A sign behind the counter read "ATTENTION to all RUC personnel. All application forms for the new police force can only be obtained from Sinn Fein headquarters: 51 Falls Road, Belfast . . ."

A short distance up the street two women and three children were in animated conversation about Monday night. The older woman was in form. "You're from the South!" and she was off. She had been spat on for wearing a poppy at a motor-cycle meet in Skerries two years ago. They wouldn't take her sterling for a cup of tea.

A man wore an "Up the IRA" tee-shirt. Eight carloads of them had stopped for something to eat in Dublin and had bottles thrown at them because of their Northern registrations.

She had lived in Garvaghy Park, which was then mostly Protestant, and all of them had been driven out.

When her father died they spat on his coffin, which had been draped in the Union Jack. Her son had worked in the public park near the Garvaghy Road and had to quit his job eight months ago because of attacks by Catholics.

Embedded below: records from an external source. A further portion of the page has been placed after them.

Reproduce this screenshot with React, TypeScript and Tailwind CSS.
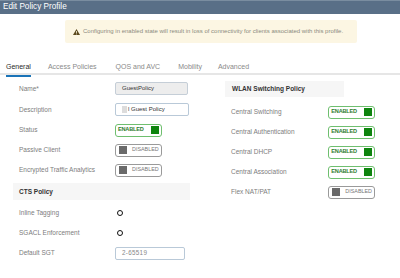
import React from "react";

const font = { fontFamily: '"Liberation Sans", Arial, sans-serif' };

function Toggle({ on }: { on: boolean }) {
  if (on) {
    return (
      <div className="flex h-[13px] w-[47px] items-center justify-between rounded-[3px] border border-[#6fbf6f] pl-[2px] pr-[2px]">
        <span className="text-[5.6px] font-bold leading-none tracking-[-0.2px] text-[#2f7d2f]">ENABLED</span>
        <span className="h-[8px] w-[8px] bg-[#0f850f]" />
      </div>
    );
  }
  return (
    <div className="flex h-[13px] w-[47px] items-center gap-[5px] rounded-[3px] border border-[#9a9a9a] pl-[3px] pr-[2px]">
      <span className="h-[8px] w-[8px] bg-[#6a6a6a]" />
      <span className="text-[5.4px] leading-none text-[#777]">DISABLED</span>
    </div>
  );
}

function Row({ label, children, h = "h-[20px]" }: { label: string; children?: React.ReactNode; h?: string }) {
  return (
    <div className={`flex items-center ${h}`}>
      <span className="w-[102px] pl-[6px] text-[6.5px] text-[#7d7d7d]">{label}</span>
      {children}
    </div>
  );
}

function RRow({ label, on }: { label: string; on: boolean }) {
  return (
    <div className="flex h-[20px] items-center">
      <span className="w-[104px] pl-[6px] text-[6.5px] text-[#7d7d7d]">{label}</span>
      <Toggle on={on} />
    </div>
  );
}

function Radio() {
  return <span className="ml-[2px] h-[6px] w-[6px] rounded-full border-[1.5px] border-[#111]" />;
}

export default function App() {
  const tabs = ["General", "Access Policies", "QOS and AVC", "Mobility", "Advanced"];
  const tabX = ["pl-[6px]", "pl-[17px]", "pl-[19px]", "pl-[18px]", "pl-[16px]"];
  return (
    <div className="h-[278px] w-[400px] overflow-hidden bg-white" style={font}>
      <div className="flex h-[14px] items-center border-t border-[#7a8da0] bg-[#596f87] pl-[3px]">
        <span className="text-[8.2px] leading-none text-white">Edit Policy Profile</span>
      </div>

      <div className="ml-[65px] mt-[6px] flex h-[23px] w-[292px] items-center gap-[3px] rounded-[2px] bg-[#fcf6e3] pl-[8px]">
        <svg width="7" height="6" viewBox="0 0 7 6">
          <path d="M3.5 0 L7 6 L0 6 Z" fill="#5c4a1e" />
          <rect x="3.1" y="2" width="0.8" height="2.2" fill="#fcf6e3" />
          <rect x="3.1" y="4.6" width="0.8" height="0.8" fill="#fcf6e3" />
        </svg>
        <span className="text-[6px] text-[#8b8b7e]">
          Configuring in enabled state will result in loss of connectivity for clients associated with this profile.
        </span>
      </div>

      <div className="mt-[17px] flex h-[15px] items-stretch border-b-[2px] border-[#e6e6e6]">
        {tabs.map((t, i) => (
          <div key={t} className={`flex items-start ${tabX[i]}`}>
            <span
              className={`-mb-[2px] flex h-[17px] items-start pt-[3px] text-[7px] leading-none ${
                i === 0 ? "border-b-[2px] border-[#1b74b8] text-[#2b2b2b]" : "text-[#8a8a8a]"
              }`}
            >
              {t}
            </span>
          </div>
        ))}
      </div>

      <div className="flex pt-[3px]">
        <div className="ml-[13px] w-[177px]">
          <Row label="Name*" h="h-[21px]">
            <div className="flex h-[13px] w-[73px] items-center rounded-[2px] border border-[#c5ced7] bg-[#ededed] pl-[6px] text-[6px] text-[#333]">
              GuestPolicy
            </div>
          </Row>
          <Row label="Description" h="h-[21px]">
            <div className="flex h-[13px] w-[74px] items-center gap-[1px] rounded-[2px] border border-[#b9c9d8] bg-white pl-[6px] text-[6px] text-[#333]">
              <span className="h-[7px] w-[5px] bg-[#dcdcdc]" />
              l Guest Policy
            </div>
          </Row>
          <Row label="Status">
            <Toggle on />
          </Row>
          <Row label="Passive Client">
            <Toggle on={false} />
          </Row>
          <Row label="Encrypted Traffic Analytics">
            <Toggle on={false} />
          </Row>

          <div className="mt-[3px] flex h-[17px] items-center bg-[#f6f6f6] pl-[6px]">
            <span className="text-[6.5px] font-bold text-[#333]">CTS Policy</span>
          </div>
          <div className="mt-[3px]">
            <Row label="Inline Tagging">
              <Radio />
            </Row>
            <Row label="SGACL Enforcement">
              <Radio />
            </Row>
            <Row label="Default SGT">
              <div className="flex h-[13px] w-[70px] items-center rounded-[2px] border border-[#b9c9d8] bg-white pl-[6px] text-[6.3px] tracking-[0.3px] text-[#888]">
                2-65519
              </div>
            </Row>
          </div>
        </div>

        <div className="ml-[35px] w-[150px]">
          <div className="mt-[3px] flex h-[16px] w-[119px] items-center bg-[#f6f6f6] pl-[7px]">
            <span className="text-[6.5px] font-bold text-[#333]">WLAN Switching Policy</span>
          </div>
          <div className="mt-[5px]">
            <RRow label="Central Switching" on />
            <RRow label="Central Authentication" on />
            <RRow label="Central DHCP" on />
            <RRow label="Central Association" on />
            <RRow label="Flex NAT/PAT" on={false} />
          </div>
        </div>
      </div>
    </div>
  );
}
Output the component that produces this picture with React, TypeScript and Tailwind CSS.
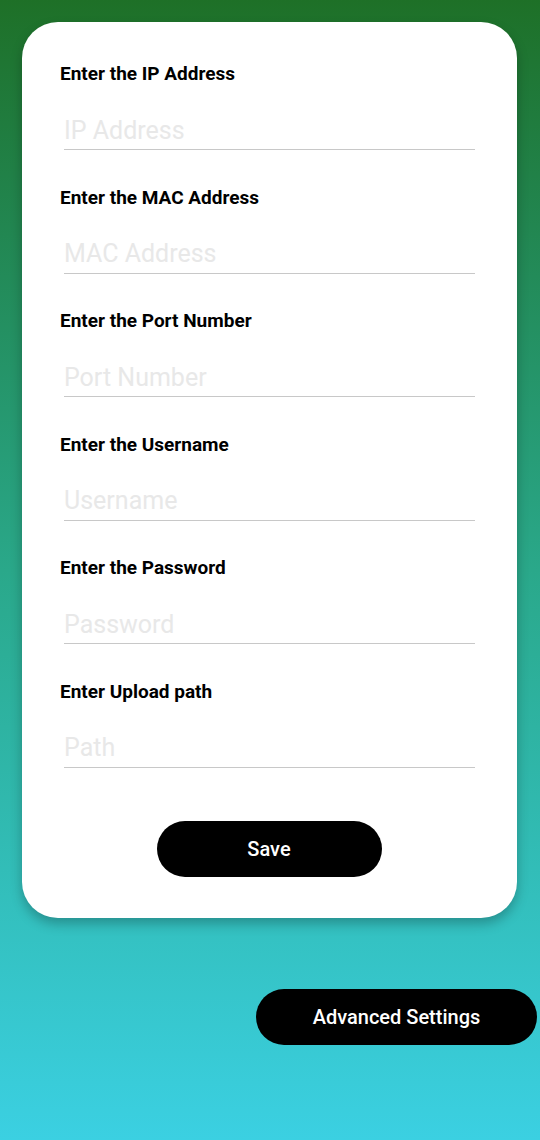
const fields = [
  { label: "Enter the IP Address", placeholder: "IP Address" },
  { label: "Enter the MAC Address", placeholder: "MAC Address" },
  { label: "Enter the Port Number", placeholder: "Port Number" },
  { label: "Enter the Username", placeholder: "Username" },
  { label: "Enter the Password", placeholder: "Password" },
  { label: "Enter Upload path", placeholder: "Path" },
];

export default function App() {
  return (
    <div className="min-h-[1140px] w-full bg-gradient-to-b from-[#1e7027] via-[#2aa88a] to-[#3bd0e2] pt-[22px] font-['Roboto',sans-serif]">
      <div className="ml-[22px] mr-[23px] rounded-[36px] bg-white pl-[38px] pr-[42px] pt-[40px] pb-[41px] shadow-[0_6px_12px_rgba(0,0,0,0.25)]">
        <div className="flex flex-col gap-[35.5px]">
          {fields.map((f) => (
            <div key={f.label} className="flex flex-col">
              <label className="text-[19px] leading-[24px] font-bold text-black">{f.label}</label>
              <input
                placeholder={f.placeholder}
                className="ml-[4px] mt-[22px] h-[42px] border-b-[1.5px] border-[#c8c8c8] bg-transparent px-0 pt-[3px] text-[25px] outline-none placeholder:text-[#e8e8e8]"
              />
            </div>
          ))}
        </div>
        <div className="mt-[53px] flex justify-center pl-[3px]">
          <button className="h-[56px] w-[225px] rounded-full bg-black text-[20px] font-medium text-white">Save</button>
        </div>
      </div>
      <div className="mt-[71px] flex justify-end pr-[3px]">
        <button className="h-[56px] w-[281px] rounded-full bg-black text-[20px] font-medium text-white">Advanced Settings</button>
      </div>
    </div>
  );
}
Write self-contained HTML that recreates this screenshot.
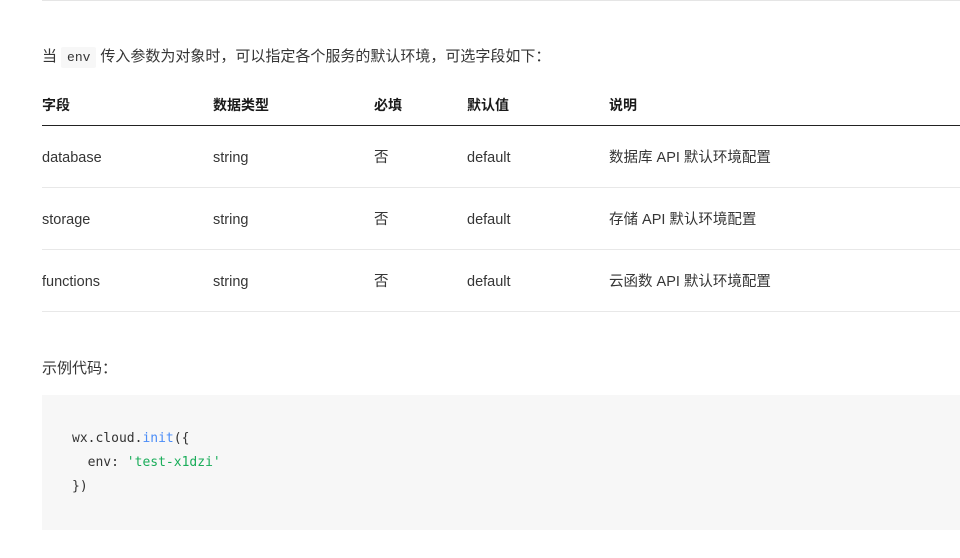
<!DOCTYPE html>
<html><head><meta charset="utf-8"><style>
body{margin:0;width:960px;height:558px;background:#fff;overflow:hidden;font-family:"Liberation Sans","Noto Sans CJK SC",sans-serif;font-size:15px;color:#353535;position:relative}
.a{position:absolute;white-space:nowrap}
.top{position:absolute;left:42px;right:0;top:0;height:1px;background:#e5e5e5}
code.i{background:#f7f7f7;font-family:"Liberation Mono",monospace;font-size:13px;padding:3px 6px;border-radius:2px;margin:0 4px}
.hr{position:absolute;left:42px;right:0;height:1px;background:#e8e8e8}
.th{font-weight:bold;font-size:14px;color:#1a1a1a}
.td{font-size:14.5px}
.l{margin-top:3px}
.code{position:absolute;left:42px;right:0;top:395px;height:135px;background:#f7f7f7}
pre{margin:0;position:absolute;left:30px;top:32px;font-family:"DejaVu Sans Mono","Liberation Mono",monospace;font-size:13px;line-height:24px;color:#333}
</style></head><body>
<div class="top"></div>
<div class="a" style="left:42px;top:45px">当<code class="i">env</code>传入参数为对象时，可以指定各个服务的默认环境，可选字段如下：</div>
<div class="a th" style="left:42px;top:95px">字段</div>
<div class="a th" style="left:213px;top:95px">数据类型</div>
<div class="a th" style="left:374px;top:95px">必填</div>
<div class="a th" style="left:467px;top:95px">默认值</div>
<div class="a th" style="left:609px;top:95px">说明</div>
<div class="hr" style="top:125px;background:#222"></div>
<div class="a td l" style="left:42px;top:147px">database</div><div class="a td l" style="left:213px;top:147px">string</div><div class="a td" style="left:374px;top:146px">否</div><div class="a td l" style="left:467px;top:147px">default</div><div class="a td" style="left:609px;top:146px">数据库 API 默认环境配置</div>
<div class="hr" style="top:187px"></div>
<div class="a td l" style="left:42px;top:209px">storage</div><div class="a td l" style="left:213px;top:209px">string</div><div class="a td" style="left:374px;top:208px">否</div><div class="a td l" style="left:467px;top:209px">default</div><div class="a td" style="left:609px;top:208px">存储 API 默认环境配置</div>
<div class="hr" style="top:249px"></div>
<div class="a td l" style="left:42px;top:271px">functions</div><div class="a td l" style="left:213px;top:271px">string</div><div class="a td" style="left:374px;top:270px">否</div><div class="a td l" style="left:467px;top:271px">default</div><div class="a td" style="left:609px;top:270px">云函数 API 默认环境配置</div>
<div class="hr" style="top:311px"></div>
<div class="a" style="left:42px;top:357px">示例代码：</div>
<div class="code"><pre>wx.cloud.<span style="color:#4a8cf7">init</span>({
  env: <span style="color:#1aad5a">'test-x1dzi'</span>
})</pre></div>
</body></html>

Now when he visits her in the Killicomaine estate, where she lives alone, he has to take the long route to avoid running into Catholics. A Protestant man she knew, who had taken the same route home for 35 years, three weeks ago was beaten until he lay still, as though dead, by Catholic youths.

She had good Catholic friends she couldn't go to see. And all because of the [Garvaghy Road] Residents' Coalition and Brendan McKenna. Everything was fine before him and them.

"They're just like the darkies, they are being so hard done by. If they don't like a place, why stay?" she asked.

Her younger friend was concerned about buses carrying her children being stoned every time they passed through Catholic areas and about young boys being beaten up by Catholics for wearing school uniforms or [Rangers] football jerseys.

She dismissed stories about who could walk freely in Portadown. "Every night you will find them [Catholics] in the Planet Bingo hall on Mandeville street," she said, right in the centre of the town.

At Planet Bingo the sign said things began at "8 p.m. sharp".

It was quiet. Rows and rows of brightly-lit empty seats relaxed to the music of Neil Diamond's Brother Love's Travelling Salvation Show. A young oriental man approached the desk looking for change. He was playing a one-armed bandit.

Staff were courteous but did not want to talk. "The people who come here are cross-community" one man explained. It seems bingo can do for Portadown what politics and religion cannot.

At the High Street shopping mall the Catholic woman from Dungannon (women in Portadown have no name!) said she wouldn't have been there if she had known about the previous night's violence.

She was from Cookstown originally and there the AOH never marched where it was not wanted. That should be the case with the Orange Order too, she said. And she had no truck with the argument that the Order had been marching on some Catholic routes "for hundreds of years".

The only reason they had got away with that was because they were let away with that, she said. Both sides should accept each others' flag and traditions and former paramilitaries should be accepted as representatives on both sides. "That's the only way you'll get the gun out," she said.

She missed Mo Mowlam. The only Northern Secretary who had been fair to both sides, she said. As for Peter Mandelson . . . he was "too wishy washy".

And outside the sun continued to shine on warm Portadown.